Lines that hold the string "styles" are to be counted; give only their number.

_ _ _ _

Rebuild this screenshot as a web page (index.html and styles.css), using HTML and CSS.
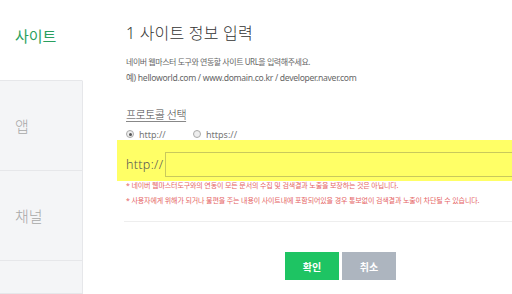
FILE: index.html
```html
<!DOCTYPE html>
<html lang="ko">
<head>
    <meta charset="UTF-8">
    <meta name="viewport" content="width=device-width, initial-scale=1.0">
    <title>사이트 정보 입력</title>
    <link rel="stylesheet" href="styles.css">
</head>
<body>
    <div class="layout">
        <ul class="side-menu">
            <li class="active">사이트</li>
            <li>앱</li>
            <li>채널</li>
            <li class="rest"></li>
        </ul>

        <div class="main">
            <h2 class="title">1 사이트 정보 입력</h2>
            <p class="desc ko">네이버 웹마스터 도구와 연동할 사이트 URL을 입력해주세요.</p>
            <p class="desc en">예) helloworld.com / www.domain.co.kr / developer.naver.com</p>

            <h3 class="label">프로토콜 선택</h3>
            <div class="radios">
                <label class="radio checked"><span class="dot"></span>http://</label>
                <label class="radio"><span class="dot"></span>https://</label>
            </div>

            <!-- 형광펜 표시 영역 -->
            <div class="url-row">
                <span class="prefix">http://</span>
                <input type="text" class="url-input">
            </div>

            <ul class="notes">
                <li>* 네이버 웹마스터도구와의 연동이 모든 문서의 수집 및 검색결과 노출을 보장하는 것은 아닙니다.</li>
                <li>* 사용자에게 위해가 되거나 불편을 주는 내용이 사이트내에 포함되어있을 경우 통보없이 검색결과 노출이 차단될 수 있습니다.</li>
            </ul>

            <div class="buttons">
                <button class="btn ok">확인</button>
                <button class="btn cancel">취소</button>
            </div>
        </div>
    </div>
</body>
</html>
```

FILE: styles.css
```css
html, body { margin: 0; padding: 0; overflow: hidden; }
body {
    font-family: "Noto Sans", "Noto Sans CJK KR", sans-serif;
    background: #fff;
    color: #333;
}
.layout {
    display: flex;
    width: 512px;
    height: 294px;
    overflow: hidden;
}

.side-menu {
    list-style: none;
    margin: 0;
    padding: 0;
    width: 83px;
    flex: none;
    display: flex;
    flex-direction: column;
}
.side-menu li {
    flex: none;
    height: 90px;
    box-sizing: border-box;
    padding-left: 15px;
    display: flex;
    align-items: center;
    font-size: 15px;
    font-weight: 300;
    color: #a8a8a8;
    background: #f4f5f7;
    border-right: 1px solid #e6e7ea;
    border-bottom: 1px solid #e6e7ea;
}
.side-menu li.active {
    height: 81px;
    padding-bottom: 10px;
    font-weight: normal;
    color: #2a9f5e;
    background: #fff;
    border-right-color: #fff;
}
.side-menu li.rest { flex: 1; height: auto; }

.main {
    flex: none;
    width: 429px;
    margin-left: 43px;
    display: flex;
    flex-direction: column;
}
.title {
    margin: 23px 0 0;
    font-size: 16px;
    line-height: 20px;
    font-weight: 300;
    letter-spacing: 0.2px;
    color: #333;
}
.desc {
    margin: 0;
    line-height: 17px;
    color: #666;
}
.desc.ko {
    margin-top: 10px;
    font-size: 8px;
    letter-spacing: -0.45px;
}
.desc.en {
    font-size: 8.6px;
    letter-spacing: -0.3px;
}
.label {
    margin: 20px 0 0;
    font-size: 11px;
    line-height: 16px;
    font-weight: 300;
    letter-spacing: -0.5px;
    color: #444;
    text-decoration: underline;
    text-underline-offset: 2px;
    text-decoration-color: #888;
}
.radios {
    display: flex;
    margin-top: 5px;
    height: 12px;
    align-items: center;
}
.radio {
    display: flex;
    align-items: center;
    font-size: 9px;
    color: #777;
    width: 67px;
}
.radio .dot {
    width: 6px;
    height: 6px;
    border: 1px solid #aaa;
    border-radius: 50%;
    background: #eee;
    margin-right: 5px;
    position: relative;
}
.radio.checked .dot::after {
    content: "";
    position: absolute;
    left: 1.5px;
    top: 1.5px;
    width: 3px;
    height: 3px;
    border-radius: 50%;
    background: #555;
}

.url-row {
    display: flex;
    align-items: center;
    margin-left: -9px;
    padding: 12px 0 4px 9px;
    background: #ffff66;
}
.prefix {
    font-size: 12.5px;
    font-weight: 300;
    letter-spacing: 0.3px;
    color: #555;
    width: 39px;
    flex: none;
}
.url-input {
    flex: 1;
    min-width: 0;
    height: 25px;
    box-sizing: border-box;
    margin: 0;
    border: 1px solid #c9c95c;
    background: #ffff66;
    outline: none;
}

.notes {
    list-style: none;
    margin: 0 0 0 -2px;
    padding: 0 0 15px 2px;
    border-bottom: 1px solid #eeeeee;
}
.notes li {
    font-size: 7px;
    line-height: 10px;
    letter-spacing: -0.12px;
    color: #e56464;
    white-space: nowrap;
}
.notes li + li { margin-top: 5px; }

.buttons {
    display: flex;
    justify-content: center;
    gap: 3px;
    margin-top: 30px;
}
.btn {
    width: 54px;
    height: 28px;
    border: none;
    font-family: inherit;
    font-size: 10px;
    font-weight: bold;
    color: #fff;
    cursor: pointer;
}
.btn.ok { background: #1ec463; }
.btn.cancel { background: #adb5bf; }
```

_ _ _ _

◆ **EXPECTED OUTPUT**:
3